Steady-state error estimation and calibration of a shielded total temperature probe for turbomachinery

Abstract

Accurate measurement of the total gas temperature plays a vital role in the performance research of turbomachinery. The total temperature thermocouple (TC) used in the measurement often needs to be specially designed and calibrated. In the past, the calibration was usually completed by a complex and highly costly experiment. The present work developed a new shielded total temperature probe (NTTP) for relatively low-temperature gas measurement. Meantime, this new design's characteristics and different error sources are analyzed based on the Conjugate Heat Transfer (CHT) simulation method.
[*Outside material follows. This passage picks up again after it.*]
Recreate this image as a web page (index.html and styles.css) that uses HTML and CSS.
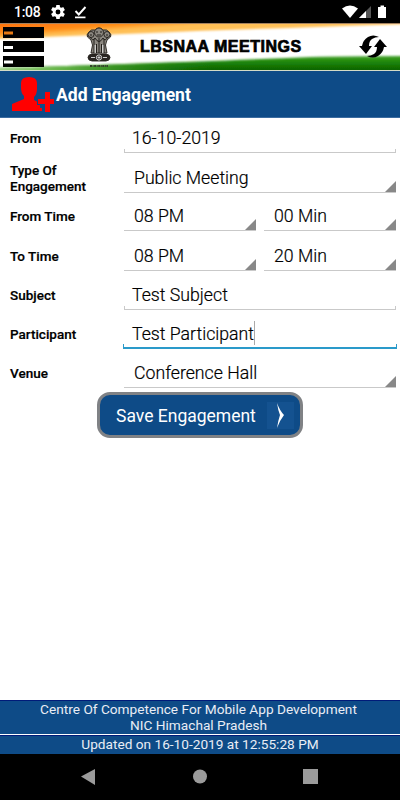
FILE: index.html
```html
<!DOCTYPE html>
<html lang="en">
<head>
<meta charset="utf-8">
<title>LBSNAA Meetings</title>
<link rel="stylesheet" href="styles.css">
</head>
<body>
<div class="screen">
  <div class="status">
    <span class="clock">1:08</span>
    <svg class="gear" width="14" height="14" viewBox="2 2 20 20"><path fill="#fff" d="M19.43 12.98c.04-.32.07-.64.07-.98s-.03-.66-.07-.98l2.11-1.65c.19-.15.24-.42.12-.64l-2-3.46c-.12-.22-.39-.3-.61-.22l-2.49 1c-.52-.4-1.08-.73-1.69-.98l-.38-2.65C14.46 2.18 14.25 2 14 2h-4c-.25 0-.46.18-.49.42l-.38 2.65c-.61.25-1.17.59-1.69.98l-2.49-1c-.23-.09-.49 0-.61.22l-2 3.46c-.13.22-.07.49.12.64l2.11 1.65c-.04.32-.07.65-.07.98s.03.66.07.98l-2.11 1.65c-.19.15-.24.42-.12.64l2 3.46c.12.22.39.3.61.22l2.49-1c.52.4 1.08.73 1.69.98l.38 2.65c.03.24.24.42.49.42h4c.25 0 .46-.18.49-.42l.38-2.65c.61-.25 1.17-.59 1.69-.98l2.49 1c.23.09.49 0 .61-.22l2-3.46c.12-.22.07-.49-.12-.64l-2.11-1.65zM12 15.500a3.500 3.500 0 1 1 0-7 3.500 3.500 0 0 1 0 7z"/></svg>
    <svg class="done" width="13" height="13" viewBox="0 0 13 13"><path d="M1.500 5l3.300 3.500L11.500 1" fill="none" stroke="#fff" stroke-width="1.900"/><path d="M1 11.400h10.500" stroke="#fff" stroke-width="1.700"/></svg>
    <svg class="signals" width="48" height="14" viewBox="0 0 48 14"><path fill="#fff" d="M0 3.500Q8 -2.500 16 3.500L8 13z"/><path fill="#555" d="M29 1v12H17z"/><path fill="#fff" d="M24 6v7h-7z"/><path fill="#fff" d="M36 2h2.500V.5h3.500V2H44v11h-8z"/></svg>
  </div>
  <header class="banner">
    <svg class="flag" width="400" height="48" viewBox="0 0 400 48">
      <defs>
        <linearGradient id="saffron" gradientUnits="userSpaceOnUse" x1="0" y1="0" x2="1" y2="15"><stop offset="0" stop-color="#ff7010"/><stop offset=".65" stop-color="#ff8d14"/><stop offset="1" stop-color="#ffc056"/></linearGradient>
        <linearGradient id="leaf" gradientUnits="userSpaceOnUse" x1="0" y1="33" x2="0" y2="47"><stop offset="0" stop-color="#48a432"/><stop offset=".35" stop-color="#228b0c"/><stop offset="1" stop-color="#0b6300"/></linearGradient>
        <linearGradient id="leafEdge" x1="0" y1="0" x2="1" y2="0"><stop offset="0" stop-color="#a8d890"/><stop offset=".25" stop-color="#65b548"/><stop offset=".8" stop-color="#288c14" stop-opacity="0"/></linearGradient>
        <filter id="soft" x="-5%" y="-30%" width="110%" height="160%"><feGaussianBlur stdDeviation="0 .8"/></filter>
      </defs>
      <path fill="#fff" d="M0 0h400v48H0z"/>
      <g filter="url(#soft)">
        <path fill="url(#saffron)" d="M-9-4H409V1Q350 3 290 5Q220 7 150 10Q70 13 -9 16z"/>
        <path fill="url(#leaf)" d="M-9 45Q80 43 150 40Q210 38 310 34Q350 33 409 33V52H-9z"/>
        <path fill="url(#leafEdge)" d="M-9 45Q80 43 150 40Q210 38 265 35V52H-9z"/>
      </g>
      <path stroke="#d4dbc6" d="M0 47.500h400"/><path stroke="#a48260" d="M0 .5h400"/>
    </svg>
    <svg class="menu" width="44" height="48" viewBox="0 0 44 48"><path d="M3 4h41v11H3zM3 18h41v11H3zM3 33h41v11H3z"/><path fill="#e97a12" d="M4 8.500h9v3H4z"/><path fill="#fff" d="M4 23h9v3H4zM4 37.500h9v3H4z"/></svg>
    <svg class="emblem" width="28" height="43" viewBox="0 0 28 43">
      <g fill="#8b8780" stroke="#211e1a" stroke-width=".9">
        <path d="M4 6q-3 3-1.500 5Q7 13 7.500 19L6 27h16l-1.500-8Q21 13 25.500 11 27 9 24 6q-2-3-6-2-4-4-8 0-4-1-6 2z"/>
        <circle cx="14" cy="6.500" r="4.500"/><circle cx="6" cy="8.500" r="3"/><circle cx="22" cy="8.500" r="3"/>
        <path d="M3 31.500q0-3 4-3.500h14q4 .5 4 3.500T21 35H7q-4-.5-4-3.500z" fill="#292522"/>
      </g>
      <path d="M9 13v14M11.500 18v9M14 12v15M16.500 18v9M19 13v14" fill="none" stroke="#211e1a"/><path d="M10.200 19v8M17.800 19v8" stroke="#eee"/>
      <path d="M5 11q3 5 5 1 4 7 8 0 2 4 5-1M11 6h2M15 6h2M12 9h4M5 9h2M21 9h2" fill="none" stroke="#211e1a"/>
      <circle cx="14" cy="31.500" r="2.600" fill="none" stroke="#ddd"/><path d="M6 31.500h4M18 31.500h4M14 30v3M12.500 31.500h3" stroke="#ccc"/>
      <path d="M5 40h18" stroke="#34432b" stroke-width="1.800" stroke-dasharray="2 .6 1 .5"/>
    </svg>
    <h1 class="brand">LBSNAA MEETINGS</h1>
    <svg class="sync" width="28" height="23" viewBox="0 0 28 23"><path fill="#000" d="M20 2Q14-1 9 2 4 5 3 11H0l7 8 6-8h-3q0-5 3-7 3-2 7-2z"/><path fill="#000" d="M8 21q6 3 11 0 5-3 6-9h3l-7-8-6 8h3q0 5-3 7-3 2-7 2z"/></svg>
  </header>
  <div class="title">
    <svg class="person" width="42" height="36" viewBox="0 0 42 36"><path fill="#f00" d="M9 7Q9 1 17 1t8 6v6q0 5-3 8v3l6 3v5h2v3H0v-7l12-5v-3q-3-3-3-8z"/><path fill="#f00" stroke="#0e4b87" stroke-width="2" paint-order="stroke" d="M33 16h5v7h4v5h-4v8h-5v-8h-7v-5h7z"/></svg>
    <h2>Add Engagement</h2>
  </div>
  <form class="form">
    <div class="row r1"><label>From</label><div class="field edit">16-10-2019</div></div>
    <div class="row r2"><label>Type Of<br>Engagement</label><div class="field spin">Public Meeting</div></div>
    <div class="row r3"><label>From Time</label><div class="field spin half">08 PM</div><div class="field spin">00 Min</div></div>
    <div class="row r4"><label>To Time</label><div class="field spin half">08 PM</div><div class="field spin">20 Min</div></div>
    <div class="row r5"><label>Subject</label><div class="field edit">Test Subject</div></div>
    <div class="row r6"><label>Participant</label><div class="field edit focus">Test Participant<i class="caret"></i></div></div>
    <div class="row r7"><label>Venue</label><div class="field spin">Conference Hall</div></div>
    <button type="button" class="save"><span>Save Engagement</span><svg width="27" height="27" viewBox="0 0 27 27"><path fill="#145290" d="M0 0h27v27H0z"/><path fill="#fff" d="M10 1q3 8 7 12-4 5-7 13 1-7 3-13-2-5-3-12z"/></svg></button>
  </form>
  <footer>
    <div class="credit">Centre Of Competence For Mobile App Development<br>NIC Himachal Pradesh</div>
    <div class="updated">Updated on 16-10-2019 at 12:55:28 PM</div>
  </footer>
  <nav class="nav">
    <svg width="400" height="46" viewBox="0 0 400 46"><path fill="#9b9b9b" d="M81 22.500L95 15v16zM303 15h15v15h-15z"/><circle cx="200" cy="22.500" r="7" fill="#9b9b9b"/></svg>
  </nav>
</div>
</body>
</html>
```
FILE: styles.css
```css
* { box-sizing: border-box; }
body { margin: 0; background: #fff; color: #000; font-family: Roboto, "Liberation Sans", sans-serif; }
h1, h2 { margin: 0; }
svg { display: block; flex: none; }
.screen { width: 400px; height: 800px; display: flex; flex-direction: column; overflow: hidden; }
.status { height: 23px; flex: none; background: #000; color: #fff; display: flex; align-items: center; padding: 1px 18px 0 14px; }
.clock { width: 37px; font-size: 14px; font-weight: 500; letter-spacing: -.3px; white-space: nowrap; }
.done { margin-left: 9px; }
.signals { margin-left: auto; margin-right: -8px; }
.banner { height: 48px; flex: none; position: relative; display: flex; align-items: flex-start; }
.flag { position: absolute; left: 0; top: 0; }
.menu, .emblem, .brand, .sync { position: relative; }
.emblem { margin: 3px 0 0 41px; }
.brand { margin: 15px 0 0 27px; width: 162px; font: 900 16px/18px "Liberation Sans", sans-serif; letter-spacing: .5px; white-space: nowrap; -webkit-text-stroke: .7px #000; }
.sync { margin: 12px 0 0 57px; }
.title { height: 47px; flex: none; background: #0e4b87; border-bottom: 1px solid #3c6ca0; color: #fff; display: flex; align-items: center; padding-left: 12px; }
.title h2 { font-size: 17.55px; font-weight: 700; margin-left: 2px; padding-top: 2px; line-height: 24px; }
.form { flex: 1; display: flex; flex-direction: column; }
.row { display: flex; align-items: stretch; padding: 0 4px 0 10px; }
.r1 { height: 35px; } .r2 { height: 40px; } .r3 { height: 38px; } .r4 { height: 40px; }
.r5 { height: 39px; } .r6 { height: 39px; } .r7 { height: 39px; }
label { width: 114px; flex: none; display: flex; align-items: center; font-size: 13.5px; line-height: 16px; font-weight: 500; -webkit-text-stroke: .2px #000; padding-top: 5px; }
.r2 label { padding-top: 9px; }
.r3 label, .r5 label, .r6 label, .r7 label { padding-top: 8px; }
.r4 label { padding-top: 9px; }
.field { flex: 1; display: flex; align-items: flex-end; font-size: 17.7px; font-weight: 300; -webkit-text-stroke: .2px #000; line-height: 22px; border-bottom: 1px solid #c9c9c9; padding: 0 0 3px 8px; white-space: nowrap; }
.spin { padding: 0 0 3px 10px; position: relative; }
.spin::after { content: ""; position: absolute; right: 0; bottom: 0; width: 11px; height: 11px; background: #888; clip-path: polygon(100% 0, 100% 100%, 0 100%); }
.half { flex: none; width: 132px; margin-right: 8px; }
.edit { background: linear-gradient(#c9c9c9, #c9c9c9) left bottom / 1px 3px no-repeat, linear-gradient(#c9c9c9, #c9c9c9) right bottom / 1px 3px no-repeat; }
.focus { margin: 0 -1px; padding: 0 0 2px 9px; border-bottom: 2px solid #2a9aca; background: linear-gradient(#2a9aca, #2a9aca) left bottom / 1px 3px no-repeat, linear-gradient(#2a9aca, #2a9aca) right bottom / 1px 3px no-repeat; }
.caret { width: 1px; height: 24px; background: #aaa; }
.save { margin: 4px auto 0; position: relative; width: 206px; height: 46px; padding: 1px 6px 0 16px; border: 3px solid #808285; border-radius: 13px; background: #0e4b87; color: #fff; font: 400 17.5px/24px Roboto, sans-serif; display: flex; align-items: center; justify-content: space-between; white-space: nowrap; }
footer { flex: none; text-align: center; color: #e9edf5; font-size: 13.67px; line-height: 16px; }
.credit { height: 34px; padding: 0 3px 0 0; background: #0e4b87; border-top: 1px solid #001b79; }
.updated { height: 19px; margin-top: 1px; background: #0e4b87; border-top: 1px solid #001b79; }
.nav { height: 46px; flex: none; background: #000; }
```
The CHT results show that the thermal conduction error is kept at a small value in the range of Mach number from 0.2 to 0.6; The velocity error contributes more than 90% of the total error. Four standard temperature probes are selected for the comparison. The maximum measurement error is 1.13 K, which is 331.62%, 119.4%, 61.6% and 59.5% lower than the standard type-A, B, C and D, respectively. Moreover, the detailed flow field and the influence of TC junction position on measurement accuracy are discussed. With the increases of the junction away from the supporting, the total measurement error of the NTTP increases first and then decreases. To vindicate the applicability of the proposed design, the measurement error of the NTTP is verified by a new experimental method with the relatively static fluid as the gas flow source. The testing results show that when the inflow's Mach number is 0.52, the measurement error of the NTTP is about 40% lower than that of the type-C total temperature probe.